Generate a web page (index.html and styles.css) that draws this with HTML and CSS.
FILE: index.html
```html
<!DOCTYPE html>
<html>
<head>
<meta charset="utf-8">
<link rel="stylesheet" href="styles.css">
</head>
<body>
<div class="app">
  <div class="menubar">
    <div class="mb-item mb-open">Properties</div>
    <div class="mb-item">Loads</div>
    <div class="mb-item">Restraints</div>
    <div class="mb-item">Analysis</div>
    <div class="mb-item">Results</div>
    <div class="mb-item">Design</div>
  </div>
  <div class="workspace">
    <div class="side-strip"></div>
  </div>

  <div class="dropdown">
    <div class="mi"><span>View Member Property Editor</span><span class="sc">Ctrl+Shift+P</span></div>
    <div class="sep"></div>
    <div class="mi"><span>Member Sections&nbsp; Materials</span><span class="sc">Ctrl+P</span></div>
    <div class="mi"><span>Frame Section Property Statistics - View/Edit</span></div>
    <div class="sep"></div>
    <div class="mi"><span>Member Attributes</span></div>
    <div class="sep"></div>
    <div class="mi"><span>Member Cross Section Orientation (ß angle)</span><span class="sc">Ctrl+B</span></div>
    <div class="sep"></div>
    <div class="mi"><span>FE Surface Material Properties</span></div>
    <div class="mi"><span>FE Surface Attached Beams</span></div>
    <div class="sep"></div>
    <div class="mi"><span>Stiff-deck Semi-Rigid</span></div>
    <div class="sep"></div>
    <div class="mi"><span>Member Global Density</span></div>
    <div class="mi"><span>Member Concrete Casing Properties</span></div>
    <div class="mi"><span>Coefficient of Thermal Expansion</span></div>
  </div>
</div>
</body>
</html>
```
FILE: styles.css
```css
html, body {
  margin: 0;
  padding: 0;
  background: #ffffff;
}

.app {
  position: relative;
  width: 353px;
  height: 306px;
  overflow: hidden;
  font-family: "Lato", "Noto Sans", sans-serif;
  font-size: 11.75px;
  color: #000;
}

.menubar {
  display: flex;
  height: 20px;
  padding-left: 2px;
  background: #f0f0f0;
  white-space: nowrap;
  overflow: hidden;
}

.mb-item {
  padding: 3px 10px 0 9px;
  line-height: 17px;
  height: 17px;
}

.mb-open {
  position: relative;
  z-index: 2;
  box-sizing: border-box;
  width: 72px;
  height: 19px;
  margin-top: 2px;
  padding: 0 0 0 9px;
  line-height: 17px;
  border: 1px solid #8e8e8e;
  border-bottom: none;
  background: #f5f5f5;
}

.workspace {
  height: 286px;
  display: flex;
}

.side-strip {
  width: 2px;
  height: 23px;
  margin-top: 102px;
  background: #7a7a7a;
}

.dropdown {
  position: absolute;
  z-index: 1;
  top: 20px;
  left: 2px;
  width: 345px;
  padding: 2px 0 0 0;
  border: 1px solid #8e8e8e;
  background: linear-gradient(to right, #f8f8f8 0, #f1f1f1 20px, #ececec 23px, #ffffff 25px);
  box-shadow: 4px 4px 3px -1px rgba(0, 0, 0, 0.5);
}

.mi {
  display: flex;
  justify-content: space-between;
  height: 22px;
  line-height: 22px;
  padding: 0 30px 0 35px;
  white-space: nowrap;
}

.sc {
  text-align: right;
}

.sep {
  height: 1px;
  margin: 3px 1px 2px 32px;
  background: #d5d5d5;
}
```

==

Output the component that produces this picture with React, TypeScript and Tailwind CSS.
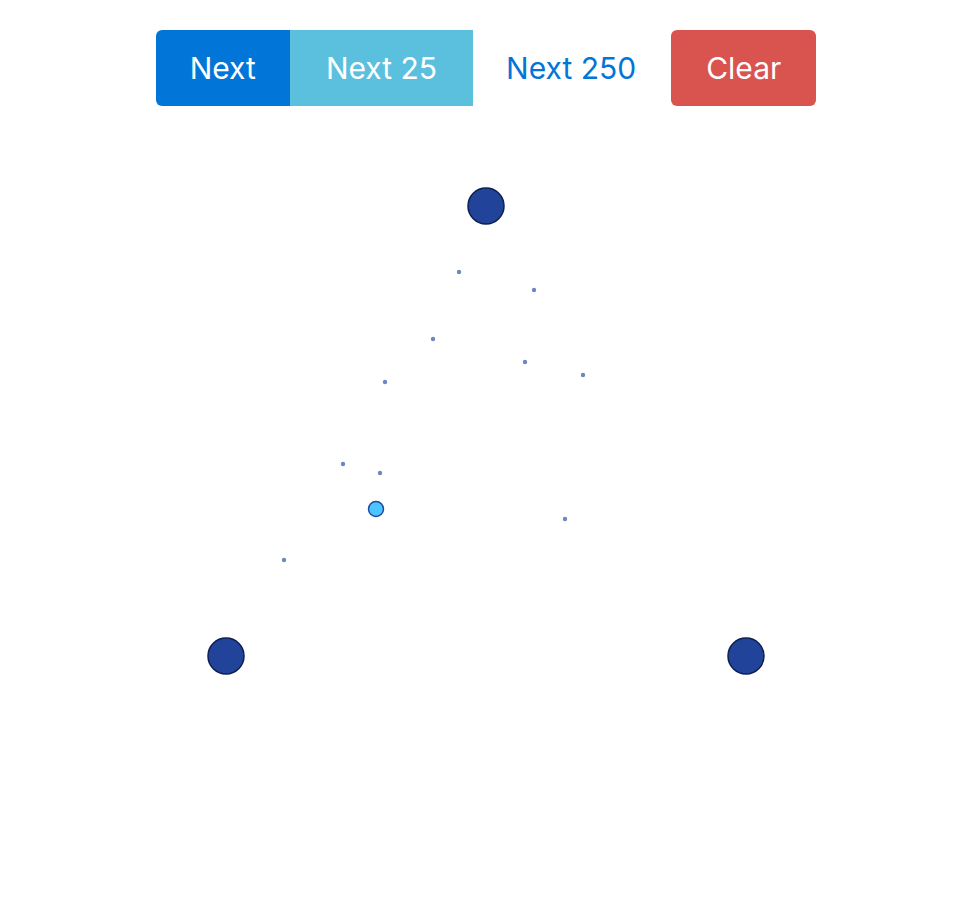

# [Description of the task]
Report all lines of the data above that include the string "with".

# [Solution]
Generate a web page (index.html and styles.css) that draws this with HTML and CSS.
Output the component that produces this picture with React, TypeScript and Tailwind CSS.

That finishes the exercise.